Cosmic Signals from the Hidden Sector
Jeremy Mardon, Yasunori Nomura, Jesse Thaler
TL;DR
Cosmic Signals from the Hidden Sector investigates a SUSY-breaking hidden sector at $\Lambda \sim 10-100$ TeV in which DM is a heavy, quasi-stable composite state and light axion-like particles arise from broken global symmetries. DM decays via dimension-six operators into axions that subsequently decay to leptons, naturally explaining the PAMELA, FERMI, and H.E.S.S. cosmic-ray observations while predicting distinctive diffuse gamma-ray signatures. The authors present a concrete SUSY QCD-inspired illustration in which the correct thermal relic abundance is achieved and decays proceed through an axion portal, and they discuss collider prospects for detecting the axion-like states and possible Higgs decays to aa. Overall, the work links hidden-sector strong dynamics to observable astrophysical signals and collider phenomenology, highlighting the potential of future gamma-ray measurements and LHC searches to probe the structure of SUSY breaking and the associated dark sector.
Abstract
Cosmologically long-lived, composite states arise as natural dark matter candidates in theories with a strongly interacting hidden sector at a scale of 10 - 100 TeV. Light axion-like states, with masses in the 1 MeV - 10 GeV range, are also generic, and can decay via Higgs couplings to light standard model particles. Such a scenario is well motivated in the context of very low energy supersymmetry breaking, where ubiquitous cosmological problems associated with the gravitino are avoided.

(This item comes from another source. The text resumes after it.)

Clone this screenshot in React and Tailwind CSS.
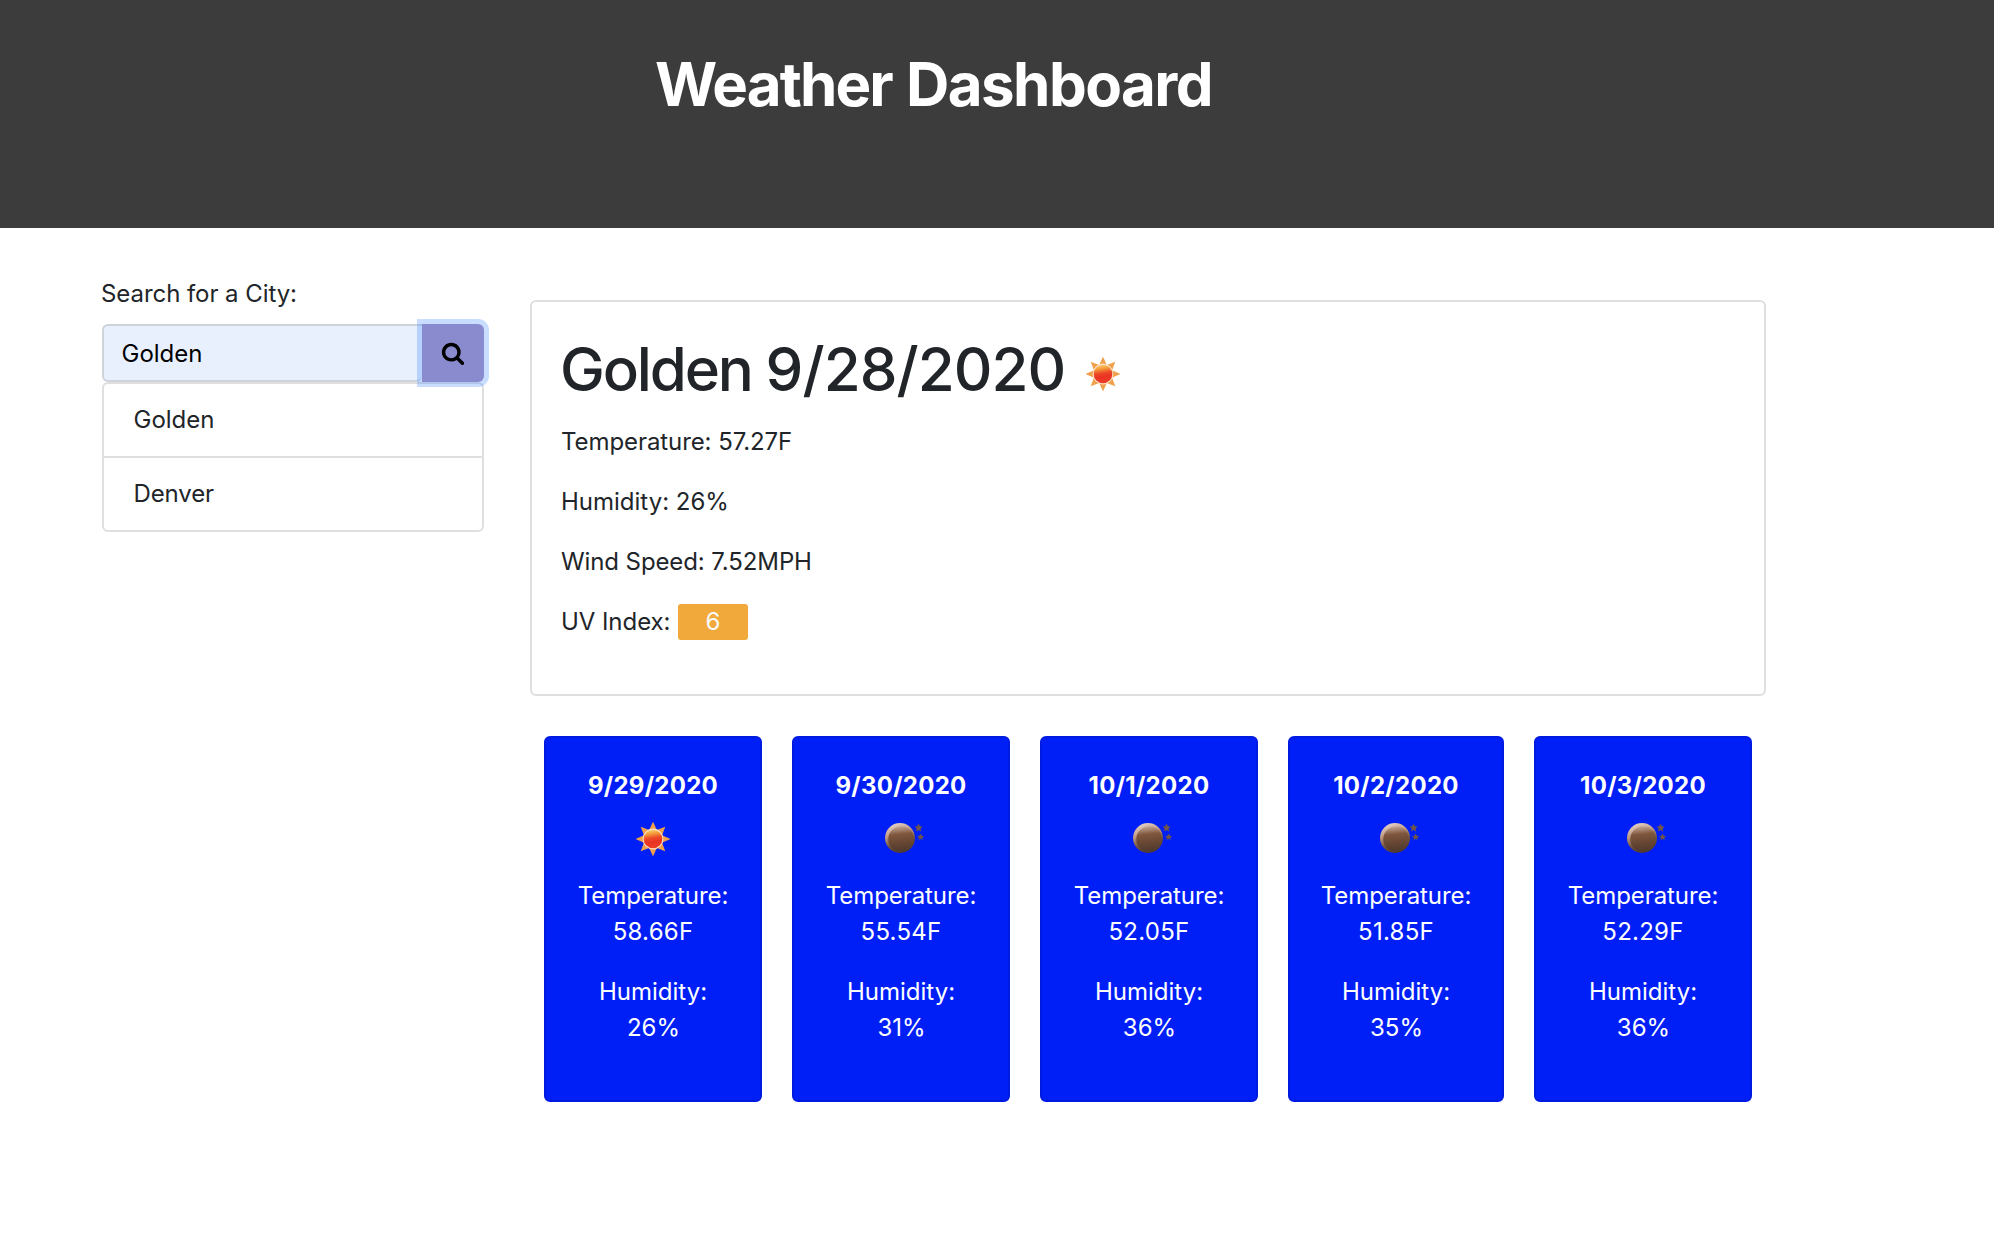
import React from "react";

const forecast = [
  { date: "9/29/2020", icon: "sun", temp: "58.66F", humidity: "26%", width: "w-[218px]" },
  { date: "9/30/2020", icon: "moon", temp: "55.54F", humidity: "31%", width: "w-[218px]" },
  { date: "10/1/2020", icon: "moon", temp: "52.05F", humidity: "36%", width: "w-[218px]" },
  { date: "10/2/2020", icon: "moon", temp: "51.85F", humidity: "35%", width: "w-[216px]" },
  { date: "10/3/2020", icon: "moon", temp: "52.29F", humidity: "36%", width: "w-[218px]" },
];

function SearchIcon() {
  return (
    <svg viewBox="0 0 1792 1792" className="size-6 fill-black">
      <path d="M1216 832q0-185-131.5-316.5T768 384 451.5 515.5 320 832t131.5 316.5T768 1280t316.5-131.5T1216 832zm512 832q0 52-38 90t-90 38q-54 0-90-38l-343-342q-179 124-399 124-143 0-273.5-55.5t-225-150-150-225T64 832t55.5-273.5 150-225 225-150T768 128t273.5 55.5 225 150 150 225T1472 832q0 220-124 399l343 343q37 37 37 90z" />
    </svg>
  );
}

function Sun({ className = "" }) {
  return (
    <svg viewBox="0 0 34 34" className={`size-[34px] shrink-0 ${className}`}>
      <defs>
        <linearGradient id="sunBall" x1="0.4" y1="0" x2="0.55" y2="1">
          <stop offset="0" stopColor="#fbd07a" />
          <stop offset="0.2" stopColor="#f5a03a" />
          <stop offset="0.45" stopColor="#ec4a28" />
          <stop offset="0.65" stopColor="#ea3323" />
          <stop offset="1" stopColor="#ec3f25" />
        </linearGradient>
      </defs>
      {[0, 45, 90, 135, 180, 225, 270, 315].map((a) => (
        <path key={a} d="M17 -0.4 L21.6 9.8 H12.4 Z" fill="#f0a04b" transform={`rotate(${a} 17 17)`} />
      ))}
      <circle cx="17" cy="17" r="10.4" fill="#fde3c8" />
      <circle cx="17" cy="17" r="9.3" fill="url(#sunBall)" />
    </svg>
  );
}

function Moon() {
  const star = "M0 -4 L1.3 -1.5 L4 -1.2 L2 0.8 L2.5 3.6 L0 2.2 L-2.5 3.6 L-2 0.8 L-4 -1.2 L-1.3 -1.5 Z";
  return (
    <svg viewBox="0 0 40 32" className="h-8 w-10 shrink-0">
      <defs>
        <linearGradient id="moonRim" x1="0.25" y1="0" x2="0.6" y2="1">
          <stop offset="0" stopColor="#e6d6cc" />
          <stop offset="0.35" stopColor="#c09a84" />
          <stop offset="0.7" stopColor="#6b4d3a" />
          <stop offset="1" stopColor="#4f3a30" />
        </linearGradient>
        <linearGradient id="moonFace" x1="0.45" y1="0" x2="0.55" y2="1">
          <stop offset="0" stopColor="#c3a797" />
          <stop offset="0.3" stopColor="#80573e" />
          <stop offset="0.6" stopColor="#694834" />
          <stop offset="1" stopColor="#4d392d" />
        </linearGradient>
      </defs>
      <circle cx="16" cy="16" r="15" fill="url(#moonRim)" />
      <circle cx="17.2" cy="17.2" r="12.9" fill="url(#moonFace)" />
      <path d={star} fill="#705548" transform="translate(34.6 5.8)" />
      <path d={star} fill="#705548" transform="translate(36.6 15) scale(0.85)" />
    </svg>
  );
}

function Header() {
  return (
    <header className="flex h-[228px] justify-center bg-[#3c3c3c] pt-12 pr-[127px]">
      <h1 className="text-[60px] leading-[72px] font-bold text-white">
        <span className="tracking-[-1.9px]">Weather</span> <span className="tracking-[-1.55px]">Dashboard</span>
      </h1>
    </header>
  );
}

function Sidebar() {
  return (
    <aside className="w-[382px] pt-12">
      <label className="-ml-px block tracking-[-0.06px]">Search for a City:</label>
      <div className="mt-3 flex h-[58px]">
        <div className="flex flex-1 items-center rounded-l-[6px] rounded-br-[6px] border-2 border-r-0 border-[#ced4da] bg-[#e8f0fe] pt-0.5 pl-[17.5px] text-black">
          Golden
        </div>
        <button className="relative z-10 flex w-[62px] items-center justify-center rounded-r-[6px] bg-[#8a8bce] shadow-[0_0_0_5px_rgba(50,130,255,0.27)]">
          <SearchIcon />
        </button>
      </div>
      <ul className="divide-y-2 divide-[#dfdfdf] rounded-[6px] border-2 border-[#dfdfdf]">
        <li className="h-[74px] pt-[18px] pl-[29.5px]">Golden</li>
        <li className="h-[72px] pt-[18px] pl-[29.5px] tracking-[-0.12px]">Denver</li>
      </ul>
    </aside>
  );
}

function Current() {
  return (
    <section className="h-[396px] rounded-[6px] border-2 border-[#dfdfdf] pt-[31px] pl-[29px]">
      <div className="flex h-[72px]">
        <h2 className="-ml-px w-[505px] text-[60px] leading-[72px] font-medium whitespace-nowrap">
          <span className="tracking-[-2.15px]">Golden </span>
          <span className="tracking-[-0.95px]">9/28/2020</span>
        </h2>
        <Sun className="mt-[23.5px] ml-[21px]" />
      </div>
      <div className="mt-[19px] flex flex-col gap-6">
        <p className="tracking-[-0.08px]">Temperature: 57.27F</p>
        <p>Humidity: 26%</p>
        <p className="tracking-[-0.1px]">Wind Speed: 7.52MPH</p>
        <p className="flex tracking-[-0.06px]">
          UV Index:
          <span className="ml-2 w-[70px] rounded-[3px] bg-[#f2a93b] pr-px text-center text-[#f8f9fa]">6</span>
        </p>
      </div>
    </section>
  );
}

function DayCard({ day }) {
  return (
    <article className={`h-[366px] rounded-[6px] border-2 border-[#001be0] bg-[#001ff7] pt-[30px] text-center text-white ${day.width}`}>
      <h3 className="font-bold tracking-[0.3px]">{day.date}</h3>
      <div className="mt-[17px] flex h-10 justify-center">
        {day.icon === "sun" ? <Sun className="mt-[1px]" /> : <div className="mt-px pl-[6px]"><Moon /></div>}
      </div>
      <p className="mt-[17px] tracking-[-0.08px]">Temperature:</p>
      <p className="tracking-[0.25px]">{day.temp}</p>
      <p className="mt-6">Humidity:</p>
      <p className="pl-px">{day.humidity}</p>
    </article>
  );
}

export default function App() {
  return (
    <div className="min-h-[1246px] w-full bg-white font-['Inter',sans-serif] text-[24px] leading-[36px] text-[#212529]">
      <Header />
      <main className="flex gap-[46px] pl-[102px]">
        <Sidebar />
        <div className="w-[1236px] pt-[72px]">
          <Current />
          <section className="mt-10 flex justify-between px-[14px]">
            {forecast.map((day) => (
              <DayCard key={day.date} day={day} />
            ))}
          </section>
        </div>
      </main>
    </div>
  );
}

We investigate the astrophysical and collider signatures of this scenario, assuming that dark matter decays into the axion-like states via dimension six operators, and we present an illustrative model exhibiting these features. We conclude that the recent data from PAMELA, FERMI, and H.E.S.S. points to this setup as a compelling paradigm for dark matter. This has important implications for future diffuse gamma ray measurements and collider searches.